Lattice–gas study of the kinetics of the NO–CO catalytic reaction on Pd nanoclusters

Abstract

The kinetics of the NO–CO reaction on Pd nanoclusters is studied through a lattice–gas model and Monte Carlo simulation. Pd nanoclusters with three typical sizes: 2.8 nm, 6.9 nm and 15.6 nm, are considered. These nanoclusters have been epitaxially grown on MgO(100) and tested for the NO–CO reaction in previous experimental work [ref. 9–11: C. H. F. Peden, D. W. Goodman, D. S. Blair, P. J. Berlowitz, G. B. Fisher and S. H. Oh, J. Phys. Chem., 1988, 92, 1563; C. Duriez, C. R. Henry and C. Chapon, Surf. Sci., 1991, 253, 190; L. Piccolo and C. R. Henry, Appl. Surf. Sci., 2000, 162–163, 670], thus providing the motivation for the present study.
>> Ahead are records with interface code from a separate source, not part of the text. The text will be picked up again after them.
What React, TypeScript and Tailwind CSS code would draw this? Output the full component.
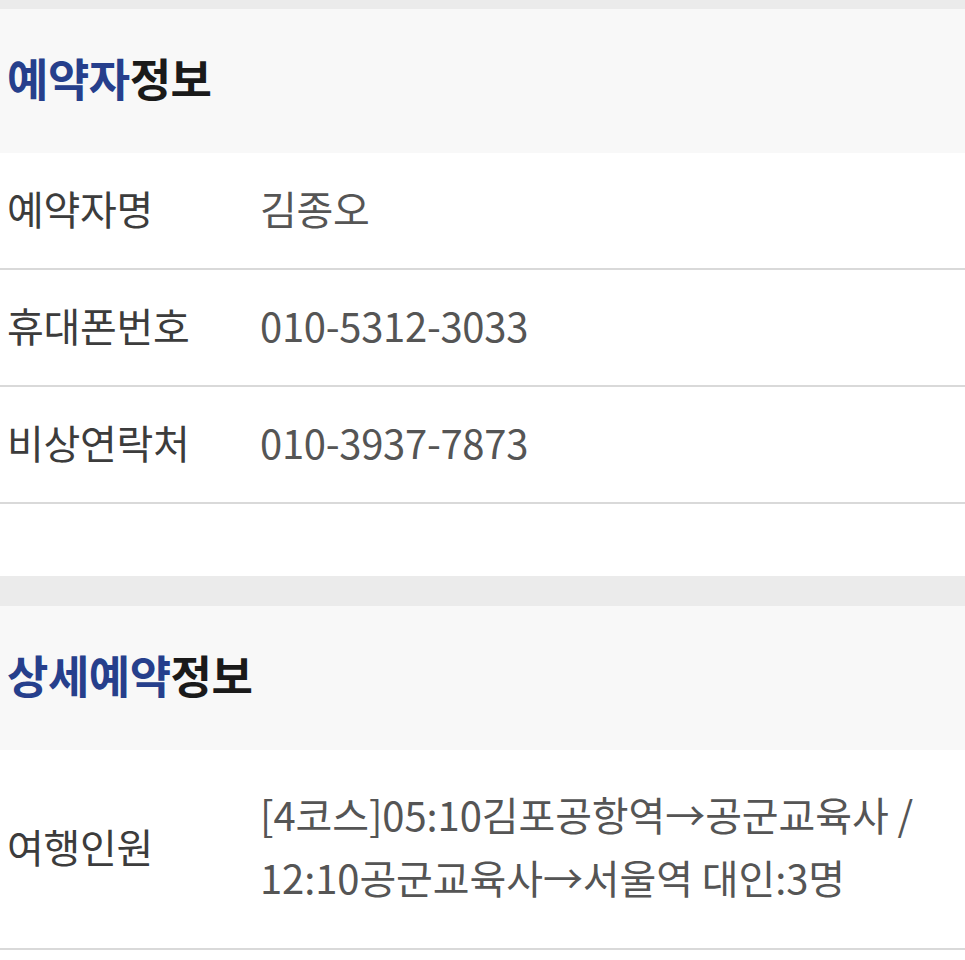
const font = { fontFamily: '"Noto Sans CJK KR", "Noto Sans", sans-serif' };

const booker = [
  { label: "예약자명", value: "김종오" },
  { label: "휴대폰번호", value: "010-5312-3033" },
  { label: "비상연락처", value: "010-3937-7873" },
];

const SectionTitle = ({ blue, black }: { blue: string; black: string }) => (
  <div className="h-[144px] bg-[#f8f8f8] flex items-center pl-[7px] pb-[8px]">
    <h2 className="text-[45px] font-bold tracking-[-0.5px] leading-none">
      <span className="text-[#263f8c]">{blue}</span>
      <span className="text-[#1a1a1a]">{black}</span>
    </h2>
  </div>
);

export default function App() {
  return (
    <div className="w-[965px] h-[960px] bg-white overflow-hidden" style={font}>
      <div className="h-[9px] bg-[#ebebeb]" />
      <SectionTitle blue="예약자" black="정보" />
      {booker.map((row) => (
        <div key={row.label} className="h-[117px] flex items-center pb-[6px] border-b-2 border-[#d9d9d9] text-[40px] leading-none tracking-[-0.3px]">
          <div className="w-[260px] pl-[7px] text-[#3c3c3c]">{row.label}</div>
          <div className="text-[#555555]">{row.value}</div>
        </div>
      ))}
      <div className="h-[72px]" />
      <div className="h-[30px] bg-[#ebebeb]" />
      <SectionTitle blue="상세예약" black="정보" />
      <div className="h-[200px] flex items-center pb-[6px] border-b-2 border-[#d9d9d9] text-[40px]">
        <div className="w-[260px] pl-[7px] text-[#3c3c3c] tracking-[-0.3px]">여행인원</div>
        <div className="flex-1 pr-[20px] text-[#555555] leading-[63px] tracking-[-0.1px]">
          [4코스]05:10김포공항역→공군교육사 /<br />
          12:10공군교육사→서울역 대인:3명
        </div>
      </div>
    </div>
  );
}
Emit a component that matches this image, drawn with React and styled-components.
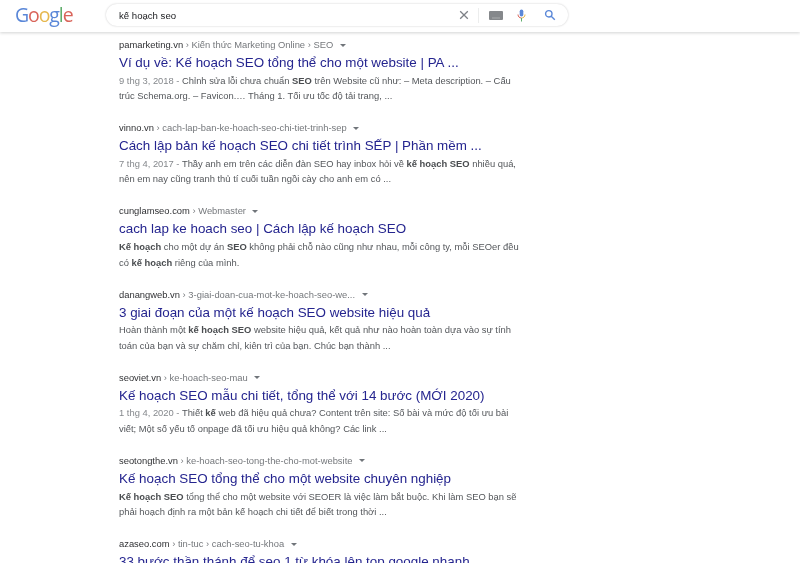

According to their size, the nanoclusters present different proportions of Pd(100) and Pd(111) facets. The effects of CO and NO desorption are found to be of fundamental importance for the behavior of the system. In all cases the medium size particles are found to be the most active. At low temperature, where NO desorption can be neglected (since the activation energy for desorption of NO on Pd is about 5 kcal mol⁻¹ greater than that for the desorption of CO), the largest particles are revealed as the less active, while at high temperature, where both NO and CO desorption take place, the smallest particles are found to be the less active. These results are in concordance with the experimentally observed behavior.